▶ [THE TASK]: The data below should be printed in full, exactly, and without any of its images.

▶ [STORED DATA]:
┄┄┄┄┄┄

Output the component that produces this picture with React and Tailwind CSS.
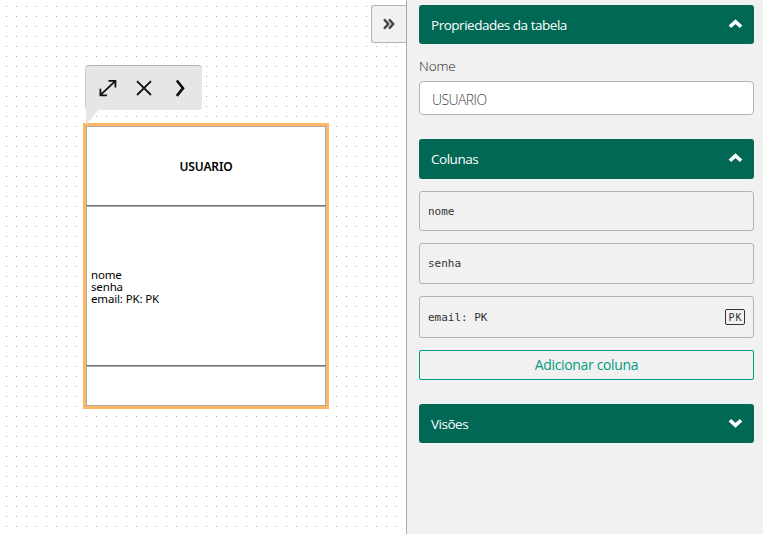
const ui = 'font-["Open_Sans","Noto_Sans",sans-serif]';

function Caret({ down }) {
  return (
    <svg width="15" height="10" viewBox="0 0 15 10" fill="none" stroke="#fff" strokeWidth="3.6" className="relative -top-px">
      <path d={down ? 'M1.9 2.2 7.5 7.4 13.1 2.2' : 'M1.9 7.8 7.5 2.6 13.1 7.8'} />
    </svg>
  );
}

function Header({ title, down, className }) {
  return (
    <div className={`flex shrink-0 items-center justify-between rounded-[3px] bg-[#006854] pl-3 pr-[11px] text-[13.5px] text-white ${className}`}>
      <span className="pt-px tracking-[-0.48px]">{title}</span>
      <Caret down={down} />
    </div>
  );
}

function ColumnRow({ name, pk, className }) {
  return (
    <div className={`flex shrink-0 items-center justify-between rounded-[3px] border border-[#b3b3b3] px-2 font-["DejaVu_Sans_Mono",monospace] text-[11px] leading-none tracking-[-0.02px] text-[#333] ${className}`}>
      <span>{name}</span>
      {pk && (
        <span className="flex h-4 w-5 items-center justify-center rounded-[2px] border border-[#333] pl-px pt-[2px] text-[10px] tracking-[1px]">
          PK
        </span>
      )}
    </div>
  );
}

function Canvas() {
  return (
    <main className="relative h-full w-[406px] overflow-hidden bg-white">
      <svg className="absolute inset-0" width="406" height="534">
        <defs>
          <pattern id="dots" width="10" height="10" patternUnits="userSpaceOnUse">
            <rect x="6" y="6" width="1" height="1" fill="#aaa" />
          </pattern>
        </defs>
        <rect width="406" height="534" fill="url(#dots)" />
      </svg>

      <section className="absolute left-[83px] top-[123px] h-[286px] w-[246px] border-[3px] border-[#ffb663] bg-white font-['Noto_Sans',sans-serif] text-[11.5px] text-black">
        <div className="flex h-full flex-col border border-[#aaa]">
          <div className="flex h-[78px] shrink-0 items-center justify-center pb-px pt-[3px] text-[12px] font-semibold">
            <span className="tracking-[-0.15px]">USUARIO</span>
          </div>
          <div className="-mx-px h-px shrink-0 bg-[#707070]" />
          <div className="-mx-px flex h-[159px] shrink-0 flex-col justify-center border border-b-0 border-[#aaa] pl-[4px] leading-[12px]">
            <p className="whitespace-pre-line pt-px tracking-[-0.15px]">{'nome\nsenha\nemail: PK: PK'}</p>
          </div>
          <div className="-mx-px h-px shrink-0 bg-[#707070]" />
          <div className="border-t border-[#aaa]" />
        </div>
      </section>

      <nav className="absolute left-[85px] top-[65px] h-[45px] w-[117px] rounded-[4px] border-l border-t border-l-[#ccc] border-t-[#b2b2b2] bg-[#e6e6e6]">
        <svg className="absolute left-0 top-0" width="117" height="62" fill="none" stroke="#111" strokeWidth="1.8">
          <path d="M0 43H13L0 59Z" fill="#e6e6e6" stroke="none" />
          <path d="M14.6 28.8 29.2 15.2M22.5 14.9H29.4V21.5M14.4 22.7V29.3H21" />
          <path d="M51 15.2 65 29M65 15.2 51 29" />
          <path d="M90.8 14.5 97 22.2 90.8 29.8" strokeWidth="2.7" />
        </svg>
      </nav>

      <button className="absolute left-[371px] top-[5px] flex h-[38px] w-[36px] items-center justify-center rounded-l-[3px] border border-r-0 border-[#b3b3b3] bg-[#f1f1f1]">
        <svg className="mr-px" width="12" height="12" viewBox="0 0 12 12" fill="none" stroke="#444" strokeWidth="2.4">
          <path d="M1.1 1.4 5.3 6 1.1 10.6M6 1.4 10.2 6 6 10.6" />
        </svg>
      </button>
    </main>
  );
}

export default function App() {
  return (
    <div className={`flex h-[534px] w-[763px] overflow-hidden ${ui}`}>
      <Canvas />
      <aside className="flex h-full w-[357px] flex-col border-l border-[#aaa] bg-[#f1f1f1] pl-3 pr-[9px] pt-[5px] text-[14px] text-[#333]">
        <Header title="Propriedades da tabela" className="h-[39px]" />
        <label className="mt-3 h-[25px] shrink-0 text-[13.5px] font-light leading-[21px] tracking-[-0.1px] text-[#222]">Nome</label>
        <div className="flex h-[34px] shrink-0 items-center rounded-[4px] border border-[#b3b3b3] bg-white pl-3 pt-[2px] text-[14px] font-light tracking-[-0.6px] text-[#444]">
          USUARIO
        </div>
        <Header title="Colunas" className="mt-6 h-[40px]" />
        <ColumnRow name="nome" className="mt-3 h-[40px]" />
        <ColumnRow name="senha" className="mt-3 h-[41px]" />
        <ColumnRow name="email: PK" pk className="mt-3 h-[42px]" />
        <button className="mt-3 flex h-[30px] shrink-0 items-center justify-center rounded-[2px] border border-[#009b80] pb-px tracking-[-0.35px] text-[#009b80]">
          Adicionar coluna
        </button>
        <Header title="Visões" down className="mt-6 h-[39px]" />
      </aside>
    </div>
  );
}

┄┄┄┄┄┄

▶ [RESULT FOR THIS EXERCISE]:
Output the component that produces this picture with React and Tailwind CSS.
const ui = 'font-["Open_Sans","Noto_Sans",sans-serif]';

function Caret({ down }) {
  return (
    <svg width="15" height="10" viewBox="0 0 15 10" fill="none" stroke="#fff" strokeWidth="3.6" className="relative -top-px">
      <path d={down ? 'M1.9 2.2 7.5 7.4 13.1 2.2' : 'M1.9 7.8 7.5 2.6 13.1 7.8'} />
    </svg>
  );
}

function Header({ title, down, className }) {
  return (
    <div className={`flex shrink-0 items-center justify-between rounded-[3px] bg-[#006854] pl-3 pr-[11px] text-[13.5px] text-white ${className}`}>
      <span className="pt-px tracking-[-0.48px]">{title}</span>
      <Caret down={down} />
    </div>
  );
}

function ColumnRow({ name, pk, className }) {
  return (
    <div className={`flex shrink-0 items-center justify-between rounded-[3px] border border-[#b3b3b3] px-2 font-["DejaVu_Sans_Mono",monospace] text-[11px] leading-none tracking-[-0.02px] text-[#333] ${className}`}>
      <span>{name}</span>
      {pk && (
        <span className="flex h-4 w-5 items-center justify-center rounded-[2px] border border-[#333] pl-px pt-[2px] text-[10px] tracking-[1px]">
          PK
        </span>
      )}
    </div>
  );
}

function Canvas() {
  return (
    <main className="relative h-full w-[406px] overflow-hidden bg-white">
      <svg className="absolute inset-0" width="406" height="534">
        <defs>
          <pattern id="dots" width="10" height="10" patternUnits="userSpaceOnUse">
            <rect x="6" y="6" width="1" height="1" fill="#aaa" />
          </pattern>
        </defs>
        <rect width="406" height="534" fill="url(#dots)" />
      </svg>

      <section className="absolute left-[83px] top-[123px] h-[286px] w-[246px] border-[3px] border-[#ffb663] bg-white font-['Noto_Sans',sans-serif] text-[11.5px] text-black">
        <div className="flex h-full flex-col border border-[#aaa]">
          <div className="flex h-[78px] shrink-0 items-center justify-center pb-px pt-[3px] text-[12px] font-semibold">
            <span className="tracking-[-0.15px]">USUARIO</span>
          </div>
          <div className="-mx-px h-px shrink-0 bg-[#707070]" />
          <div className="-mx-px flex h-[159px] shrink-0 flex-col justify-center border border-b-0 border-[#aaa] pl-[4px] leading-[12px]">
            <p className="whitespace-pre-line pt-px tracking-[-0.15px]">{'nome\nsenha\nemail: PK: PK'}</p>
          </div>
          <div className="-mx-px h-px shrink-0 bg-[#707070]" />
          <div className="border-t border-[#aaa]" />
        </div>
      </section>

      <nav className="absolute left-[85px] top-[65px] h-[45px] w-[117px] rounded-[4px] border-l border-t border-l-[#ccc] border-t-[#b2b2b2] bg-[#e6e6e6]">
        <svg className="absolute left-0 top-0" width="117" height="62" fill="none" stroke="#111" strokeWidth="1.8">
          <path d="M0 43H13L0 59Z" fill="#e6e6e6" stroke="none" />
          <path d="M14.6 28.8 29.2 15.2M22.5 14.9H29.4V21.5M14.4 22.7V29.3H21" />
          <path d="M51 15.2 65 29M65 15.2 51 29" />
          <path d="M90.8 14.5 97 22.2 90.8 29.8" strokeWidth="2.7" />
        </svg>
      </nav>

      <button className="absolute left-[371px] top-[5px] flex h-[38px] w-[36px] items-center justify-center rounded-l-[3px] border border-r-0 border-[#b3b3b3] bg-[#f1f1f1]">
        <svg className="mr-px" width="12" height="12" viewBox="0 0 12 12" fill="none" stroke="#444" strokeWidth="2.4">
          <path d="M1.1 1.4 5.3 6 1.1 10.6M6 1.4 10.2 6 6 10.6" />
        </svg>
      </button>
    </main>
  );
}

export default function App() {
  return (
    <div className={`flex h-[534px] w-[763px] overflow-hidden ${ui}`}>
      <Canvas />
      <aside className="flex h-full w-[357px] flex-col border-l border-[#aaa] bg-[#f1f1f1] pl-3 pr-[9px] pt-[5px] text-[14px] text-[#333]">
        <Header title="Propriedades da tabela" className="h-[39px]" />
        <label className="mt-3 h-[25px] shrink-0 text-[13.5px] font-light leading-[21px] tracking-[-0.1px] text-[#222]">Nome</label>
        <div className="flex h-[34px] shrink-0 items-center rounded-[4px] border border-[#b3b3b3] bg-white pl-3 pt-[2px] text-[14px] font-light tracking-[-0.6px] text-[#444]">
          USUARIO
        </div>
        <Header title="Colunas" className="mt-6 h-[40px]" />
        <ColumnRow name="nome" className="mt-3 h-[40px]" />
        <ColumnRow name="senha" className="mt-3 h-[41px]" />
        <ColumnRow name="email: PK" pk className="mt-3 h-[42px]" />
        <button className="mt-3 flex h-[30px] shrink-0 items-center justify-center rounded-[2px] border border-[#009b80] pb-px tracking-[-0.35px] text-[#009b80]">
          Adicionar coluna
        </button>
        <Header title="Visões" down className="mt-6 h-[39px]" />
      </aside>
    </div>
  );
}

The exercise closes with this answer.